What is green on the outside and red on the inside? Two things immediately spring to mind — watermelons and environmentalists. I have nothing against watermelons. In fact, there are few things that taste better on a hot summer day than a cold watermelon. As for the environmentalists, I want to clarify who I am talking about. I am not talking about the tens of millions of Americans who want clean water, clean air and less polluted land. Almost all Americans want this whether or not they consider themselves environmentalists or not. I am talking about those people who are always using the perfect as the enemy of changing things for the better. A big example is how environmentalists tried to fight replacing coal with natural gas because waiting for renewables will theoretically be better for the earth’s ecology.
This type of environmental extremist certainly could be called a watermelon since they are green on the outside and red (Marxist-Leninist or communist) on the inside. These people are environmentalists not because of their concern about the land, air and water but because they see environmentalism as a tool to fundamentally alter the nature of life on this planet. Their primary target for the last 15 or so years has been the oil and natural gas industry. However, as we will discuss later, the rural economy has other facets the watermelon-enviros have also been trying to destroy. The oil and gas industry was targeted for many different reasons. The primary one being the size and importance of the industry to our economy. Secondary reasons, in my opinion, include the oil industry being a large funding source for conservative and nationalist causes opposed to the globalist leftist and a large contributor to the rural economy. These watermelon environmentalists hate those gun-toting, Christian, Republican folks that make up the majority of rural America. They would prefer people to live in the major metropolitan areas where it is easier for the establishment to keep tabs on and control what they are doing. Of course, these watermelon-enviros are intent on keeping their rural retreats to enjoy while us plebs are stuck in cities.

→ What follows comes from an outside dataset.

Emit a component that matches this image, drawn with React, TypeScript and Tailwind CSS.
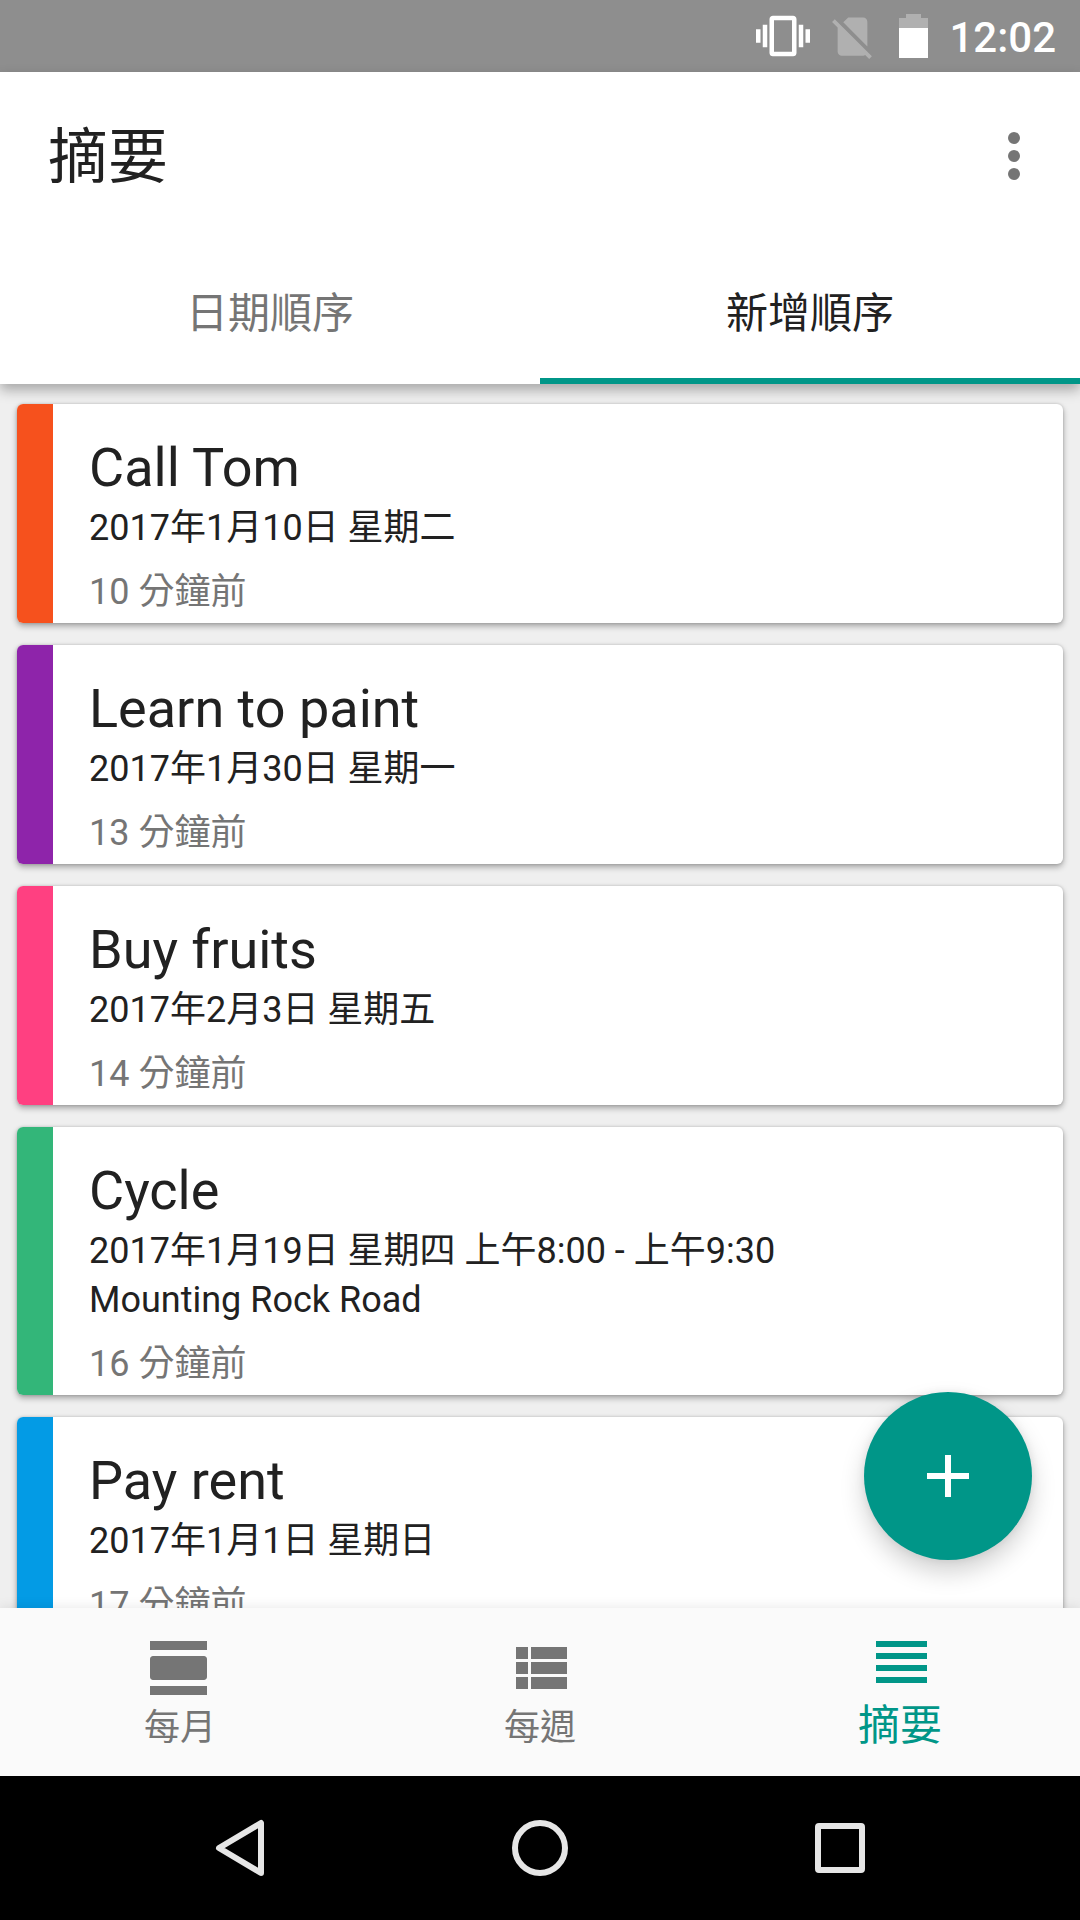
import React, { useState } from "react";

type Task = {
  title: string;
  date: string;
  location?: string;
  ago: string;
  color: string;
};

const tasks: Task[] = [
  {
    title: "Call Tom",
    date: "2017年1月10日 星期二",
    ago: "10 分鐘前",
    color: "bg-[#f6511d]",
  },
  {
    title: "Learn to paint",
    date: "2017年1月30日 星期一",
    ago: "13 分鐘前",
    color: "bg-[#8e24aa]",
  },
  {
    title: "Buy fruits",
    date: "2017年2月3日 星期五",
    ago: "14 分鐘前",
    color: "bg-[#ff4081]",
  },
  {
    title: "Cycle",
    date: "2017年1月19日 星期四 上午8:00 - 上午9:30",
    location: "Mounting Rock Road",
    ago: "16 分鐘前",
    color: "bg-[#33b679]",
  },
  {
    title: "Pay rent",
    date: "2017年1月1日 星期日",
    ago: "17 分鐘前",
    color: "bg-[#039be5]",
  },
];

const tabs = ["日期順序", "新增順序"];

const navItems = [
  {
    label: "每月",
    path: "M2 21h19v-3H2v3zM20 8H3c-.55 0-1 .45-1 1v6c0 .55.45 1 1 1h17c.55 0 1-.45 1-1V9c0-.55-.45-1-1-1zM2 3v3h19V3H2z",
  },
  {
    label: "每週",
    path: "M4 14h4v-4H4v4zm0 5h4v-4H4v4zM4 9h4V5H4v4zm5 5h12v-4H9v4zm0 5h12v-4H9v4zM9 5v4h12V5H9z",
  },
  {
    label: "摘要",
    path: "M4 15h17v-2H4v2zm0 4h17v-2H4v2zm0-8h17V9H4v2zm0-6v2h17V5H4z",
  },
];

const StatusBar = () => {
  return (
    <div className="flex h-[72px] shrink-0 items-center justify-end bg-[#8e8e8e] pr-6 text-white">
      <svg viewBox="0 0 24 24" className="mr-[17px] size-[54px] fill-current">
        <path d="M0 15h2V9H0v6zm3 2h2V7H3v10zm19-8v6h2V9h-2zm-3 8h2V7h-2v10zM16.5 3h-9C6.67 3 6 3.67 6 4.5v15c0 .83.67 1.5 1.5 1.5h9c.83 0 1.5-.67 1.5-1.5v-15c0-.83-.67-1.5-1.5-1.5zM16 19H8V5h8v14z" />
      </svg>
      <svg
        viewBox="0 0 24 24"
        className="mr-[21px] size-[51px] fill-current opacity-30"
      >
        <path d="M18.99 5c0-1.1-.89-2-1.99-2h-7L7.66 5.34 19 16.68 18.99 5zM3.65 3.88L2.38 5.15 5 7.77V19c0 1.1.9 2 2 2h10.01c.35 0 .67-.1.96-.26l1.88 1.88 1.27-1.27L3.65 3.88z" />
      </svg>
      <svg viewBox="0 0 29 44" className="mr-[21px] h-11 w-[29px] fill-current">
        <path d="M7 0h15v4h7v10H0V4h7z" opacity=".3" />
        <path d="M0 14h29v30H0z" />
      </svg>
      <span className="pt-1 text-[42px] leading-[48px] font-medium">12:02</span>
    </div>
  );
};

const TaskCard = ({ task }: { task: Task }) => {
  return (
    <li className="flex shrink-0 overflow-hidden rounded-md bg-white shadow-[0_3px_6px_rgba(0,0,0,0.32),0_0_3px_rgba(0,0,0,0.16)]">
      <div className={`w-9 shrink-0 ${task.color}`} />
      <div className="min-w-0 flex-1 pt-7 pr-4 pb-1.5 pl-9 text-[36px] leading-[49px]">
        <h2 className="text-[54px] leading-[72px]">{task.title}</h2>
        <p>{task.date}</p>
        {task.location && <p>{task.location}</p>}
        <p className="mt-[15px] text-[#757575]">{task.ago}</p>
      </div>
    </li>
  );
};

const SystemBar = () => {
  return (
    <div className="h-36 shrink-0 bg-black">
      <div className="mx-auto grid h-full w-5/6 grid-cols-3">
        <button aria-label="返回" className="flex items-center justify-center">
          <svg
            viewBox="0 0 72 72"
            className="size-[72px] fill-none stroke-[#e6e6e6] stroke-6"
            strokeLinejoin="round"
          >
            <path d="M57 11v50L15 36z" />
          </svg>
        </button>
        <button aria-label="主畫面" className="flex items-center justify-center">
          <svg
            viewBox="0 0 72 72"
            className="size-[72px] fill-none stroke-[#e6e6e6] stroke-6"
          >
            <circle cx="36" cy="36" r="25" />
          </svg>
        </button>
        <button aria-label="總覽" className="flex items-center justify-center">
          <svg
            viewBox="0 0 72 72"
            className="size-[72px] fill-none stroke-[#e6e6e6] stroke-6"
          >
            <rect x="14" y="14" width="44" height="44" rx="1" />
          </svg>
        </button>
      </div>
    </div>
  );
};

const App = () => {
  const [tab, setTab] = useState<number>(1);
  const [page, setPage] = useState<number>(2);

  return (
    <div
      lang="zh-Hant"
      className="flex h-screen flex-col bg-[#efefef] font-[Roboto,'Noto_Sans_CJK_TC',sans-serif] text-[#212121]"
    >
      <StatusBar />
      <header className="relative z-10 shrink-0 bg-white shadow-[0_6px_12px_rgba(0,0,0,0.3)]">
        <div className="flex h-[168px] items-center justify-between pr-[30px] pl-12">
          <h1 className="pt-1 text-[60px] leading-[72px]">
            {navItems[page].label}
          </h1>
          <button aria-label="更多選項">
            <svg viewBox="0 0 24 24" className="size-[72px] fill-[#757575]">
              <circle cx="12" cy="6" r="2" />
              <circle cx="12" cy="12" r="2" />
              <circle cx="12" cy="18" r="2" />
            </svg>
          </button>
        </div>
        <div role="tablist" className="grid h-36 grid-cols-2">
          {tabs.map((label, i) => (
            <button
              key={label}
              role="tab"
              aria-selected={tab === i}
              onClick={() => setTab(i)}
              className={`border-b-6 pt-2.5 text-[42px] leading-[48px] ${
                tab === i
                  ? "border-[#009688]"
                  : "border-transparent text-[#757575]"
              }`}
            >
              {label}
            </button>
          ))}
        </div>
      </header>
      <main className="relative min-h-0 flex-1">
        <ul className="flex h-full flex-col gap-[22px] overflow-y-auto px-[17px] py-5 [scrollbar-width:none]">
          {tasks.map((task) => (
            <TaskCard key={task.title} task={task} />
          ))}
        </ul>
        <button
          aria-label="新增"
          className="absolute right-12 bottom-12 flex size-[168px] items-center justify-center rounded-full bg-[#009688] shadow-[0_12px_24px_rgba(0,0,0,0.18),0_0_8px_rgba(0,0,0,0.08)]"
        >
          <svg viewBox="0 0 24 24" className="size-[72px] fill-white">
            <path d="M19 13h-6v6h-2v-6H5v-2h6V5h2v6h6v2z" />
          </svg>
        </button>
      </main>
      <nav className="relative z-10 grid h-[168px] shrink-0 grid-cols-3 bg-[#fafafa] shadow-[0_0_12px_rgba(0,0,0,0.1)]">
        {navItems.map((item, i) => (
          <button
            key={item.label}
            onClick={() => setPage(i)}
            className={`flex flex-col items-center justify-start ${
              page === i
                ? "pt-[18px] text-[42px] leading-[56px] text-[#009688]"
                : "pt-6 text-[36px] leading-[48px] text-[#757575]"
            }`}
          >
            <svg viewBox="0 0 24 24" className="size-[72px] fill-current">
              <path d={item.path} />
            </svg>
            {item.label}
          </button>
        ))}
      </nav>
      <SystemBar />
    </div>
  );
};

export default App;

I grew up in the Pacific Northwest during the late 60s to mid-’70s before heading off to college. During that time, I had a front-row seat to watch the environmentalist’s destruction of the timber industry — particularly in the foothills of the Cascades where I lived. This economic devastation forced upon the rural communities in Oregon and Washington is a major reason I never seriously considered moving back and looking for a job after college graduation.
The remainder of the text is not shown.